I also checked this with a constant number of blocks (2560) as well as with different block sizes and it always give this period of 256 * 1024 vector size (so for block size 512 its each 512 blocks, not each 256 blocks). So maybe this is something with memory, but I can't figure out what.

I would appreciate any ideas on why this is happening.

1
c++cuda
Did you enabled optimization? The numbers indicate a low memory throughput for the CPU implementation, close to 6 Go/s (for Intel processors). Alternatively, it may be due to the page faults since c_cpu is not read/written before. Furthermore, why do you say "2560 is maximum number of blocks that my GPU supports" ? This GPU should be able to support much more block per kernel. According to this page, the limit should be very high in this case.Jérôme Richard
@JérômeRichard I use nvcc -I cuda-samples/Common lab1/vectors.cu -o vectors to compile it, I have no idea if I use optimization or not, I am completely new to CUDA. Regarding 2560 blocks - yep I think I misunderstood how it works, so now if I understand correctly I have 128 * 2560 concurrent blocks that I can use?zuroslav
I think nvcc optimize the CUDA kernel by default, but AFAIK not the CPU code. You should add the flag -O3 for the CPU code to be fast. For the block: no, 2560 CUDA core can work simultaneously split in 40 multi-processors (ie. SM). So, 2560 threads can actively run in parallel. You can find more information here. You can have a lot of block but not all may be computed simultaneously (and this is fine). You can find more information about how blocks are computed here.Jérôme Richard

1 Answers

7
votes

This is by no means a complete or precise answer. However I believe the periodic pattern you are observing is at least partly due to a 1-time or first-time kernel launch overhead. Good benchmarking practice usually is to do something other than what you are doing. For example, run the kernel multiple times and take an average. Or do some other kind of statistical measurement.

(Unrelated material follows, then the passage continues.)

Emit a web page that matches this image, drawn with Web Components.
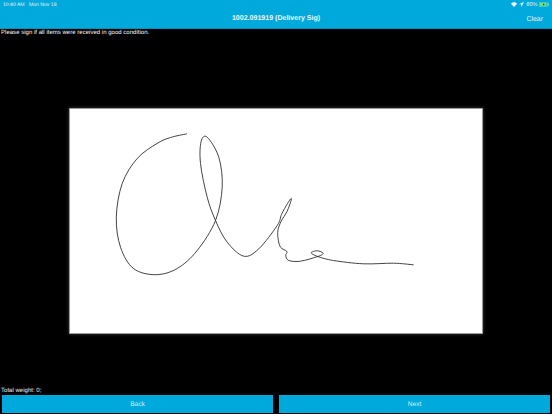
<!DOCTYPE html>
<html lang="en"><head><meta charset="utf-8"><title>Delivery Sig</title>
<style>html,body{margin:0;padding:0;background:#000}body{width:552px;height:414px;overflow:hidden;font-family:"Liberation Sans",Arial,sans-serif;text-rendering:geometricPrecision}</style>
</head><body>
<sig-screen title-text="1002.091919 (Delivery Sig)"></sig-screen>
<script>
class StatusBar extends HTMLElement{constructor(){super();this.attachShadow({mode:'open'}).innerHTML=`<style>
:host{display:flex;justify-content:space-between;align-items:center;height:9px;padding:0 3px 0 3px;font-size:5.1px;color:#e4f5fb}
.l{display:flex;gap:4.5px}.r{display:flex;align-items:center;gap:1.5px}svg{display:block}
</style><div class="l"><span>10:40 AM</span><span>Mon Nov 18</span></div>
<div class="r">
<svg width="6" height="5" viewBox="0 0 12 10"><path d="M0 3.4a8.6 8.6 0 0 1 12 0L6 10z" fill="#fff"/></svg>
<svg width="5" height="5" viewBox="0 0 10 10"><path d="M10 0L0 4.6h4.8V10z" fill="#fff"/></svg>
<span style="margin-left:1px;font-size:5.6px">80%</span>
<svg width="10" height="5" viewBox="0 0 20 10"><rect x=".5" y=".5" width="17" height="9" rx="2" fill="none" stroke="#bfe9d0"/><rect x="2" y="2" width="13" height="6" fill="#6fe36b"/><rect x="18.5" y="3" width="1.5" height="4" fill="#bfe9d0"/><path d="M9.5 2.2L7.5 5.5h2l-.6 2.3 2.4-3.4H9.3z" fill="#123"/></svg>
</div>`}}
customElements.define('status-bar',StatusBar);

class NavBar extends HTMLElement{constructor(){super();this.attachShadow({mode:'open'}).innerHTML=`<style>
:host{display:grid;grid-template-columns:1fr auto 1fr;align-items:center;height:19px;color:#fff;font-size:7.05px}
.t{font-weight:700;color:#eef9fd}.a{justify-self:end;padding:1px 9px 0 0;color:#e2f5fb;font-size:6.9px}
</style><span></span><span class="t"><slot></slot></span><span class="a"><slot name="action"></slot></span>`}}
customElements.define('nav-bar',NavBar);

class AppHeader extends HTMLElement{constructor(){super();this.attachShadow({mode:'open'}).innerHTML=`<style>
:host{display:block;background:#00a9dc;height:28px;border-bottom:1px solid #0091bd}
</style><slot></slot>`}}
customElements.define('app-header',AppHeader);

class SignaturePad extends HTMLElement{constructor(){super();
const p=[[186,133.4],[170,137],[156.5,143],[136.7,158],[121.7,183],[115.8,216.7],[120,246.7],[133,268],[155,274.2],[176.7,268],[196.7,250],[215,220],[221.7,186.7],[218.3,156.7],[206.7,136.7],[200.6,141],[200,163],[206.7,196.7],[215,220],[226.7,241.7],[243.3,255.7],[258.3,248.3],[276.7,225],[281,214],[287,203],[290.6,198],[290.3,201],[286.5,211],[280.5,221],[277.4,230],[277.6,238],[280,246.7],[286.4,251],[285.2,255],[288.3,260],[300,260.7],[317.3,256],[322.7,252.7],[316.7,250.3],[310.7,252.3],[317.3,256],[333,260],[363,263.3],[393,262.7],[412.7,264.3]];
let d=`M${p[0]}`;
for(let i=0;i<p.length-1;i++){const a=p[i-1]||p[i],b=p[i],c=p[i+1],e=p[i+2]||c;
d+=`C${(b[0]+(c[0]-a[0])/6).toFixed(1)} ${(b[1]+(c[1]-a[1])/6).toFixed(1)} ${(c[0]-(e[0]-b[0])/6).toFixed(1)} ${(c[1]-(e[1]-b[1])/6).toFixed(1)} ${c[0]} ${c[1]}`}
this.attachShadow({mode:'open'}).innerHTML=`<style>
:host{display:block;width:411.5px;height:224px;background:#fff;border:.5px solid #999;box-shadow:0 0 3px rgba(255,255,255,.25)}
svg{display:block;width:100%;height:100%}
</style><svg viewBox="69.5 108.5 411.5 224" preserveAspectRatio="none"><path d="${d}" fill="none" stroke="#222" stroke-width=".85" stroke-linecap="round" stroke-linejoin="round"/></svg>`}}
customElements.define('signature-pad',SignaturePad);

class ActionButton extends HTMLElement{constructor(){super();this.attachShadow({mode:'open'}).innerHTML=`<style>
:host{display:flex;align-items:center;justify-content:center;flex:1;height:18px;background:#00a9dc;color:#d4f0f9;font-size:6.6px;cursor:pointer}
</style><slot></slot>`}}
customElements.define('action-button',ActionButton);

class SigScreen extends HTMLElement{constructor(){super();this.attachShadow({mode:'open'}).innerHTML=`<style>
:host{display:flex;flex-direction:column;width:552px;height:414px;background:#000;color:#fff;font-size:6.05px}
.msg{height:9px;line-height:9px;padding-left:1px;color:#f4f4f4}
.mid{flex:1;display:flex;align-items:center;justify-content:center;padding-top:18px}
.w{height:9px;line-height:11px;padding-left:1px;color:#eee}
.bar{display:flex;gap:6px;padding:0 2px 1px}
</style>
<app-header><status-bar></status-bar><nav-bar>${this.getAttribute('title-text')||'1002.091919 (Delivery Sig)'}<span slot="action">Clear</span></nav-bar></app-header>
<div class="msg">Please sign if all items were received in good condition.</div>
<div class="mid"><signature-pad></signature-pad></div>
<div class="w">Total weight: 0;</div>
<div class="bar"><action-button>Back</action-button><action-button>Next</action-button></div>`}}
customElements.define('sig-screen',SigScreen);
</script>
</body></html>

When I run your code using your script on a GTX 960 GPU, I get the following graph (only plotting the GPU data, vertical axis is in milliseconds):

without warm-up

When I modify your code as follows:

cudaMemcpy(dev_c, c, n * sizeof(int), cudaMemcpyHostToDevice);
// next two lines added:
add <<<num_of_blocks, num_of_threads>>>(dev_a, dev_b, dev_c, n);
cudaDeviceSynchronize();

StopWatchInterface *timer=NULL;
sdkCreateTimer(&timer);
sdkResetTimer(&timer);
sdkStartTimer(&timer);  

add <<<num_of_blocks, num_of_threads>>>(dev_a, dev_b, dev_c, n);

cudaDeviceSynchronize();

Doing a "warm-up" run first, then timing the second run, I witness data like this:

with warm-up

So the data without the warm-up shows a periodicity. After the warm-up, the periodicity disappears. I conclude that the periodicity is due to some kind of 1-time or first-time behavior. Some typical things that might be in this category are caching effects and cuda "lazy" initialization effects (for example, the time taken to JIT-compile the GPU code, which is certainly happening in your case, or the time to load the GPU code into GPU memory). I won't be able to go farther with any explanation of what kind of first-time effect exactly is giving rise to the periodicity.

Another observation is that while my data shows an expected "average slope" to each graph, indicating that the kernel duration associated with 2560 blocks is approximately 5 times the kernel duration associated with 512 blocks, I don't see that kind of trend in your data. It ought to be there, however. Your GPU will "saturate" at about 40 blocks. Thereafter, the average kernel duration should increase in approximately a linear fashion, such that the kernel duration associated with 2560 blocks is 4-5x the kernel duration associated with 512 blocks. I can't explain your data in this respect at all, I suspect a graphing or data processing error, or else a characteristic in your environment (e.g. shared GPU with other users, broken CUDA install, etc.) that is not present in my environment, and which I'm unable to guess at.

Finally, my conclusion is that GPU "expected" behavior is more evident in the presence of good benchmarking techniques.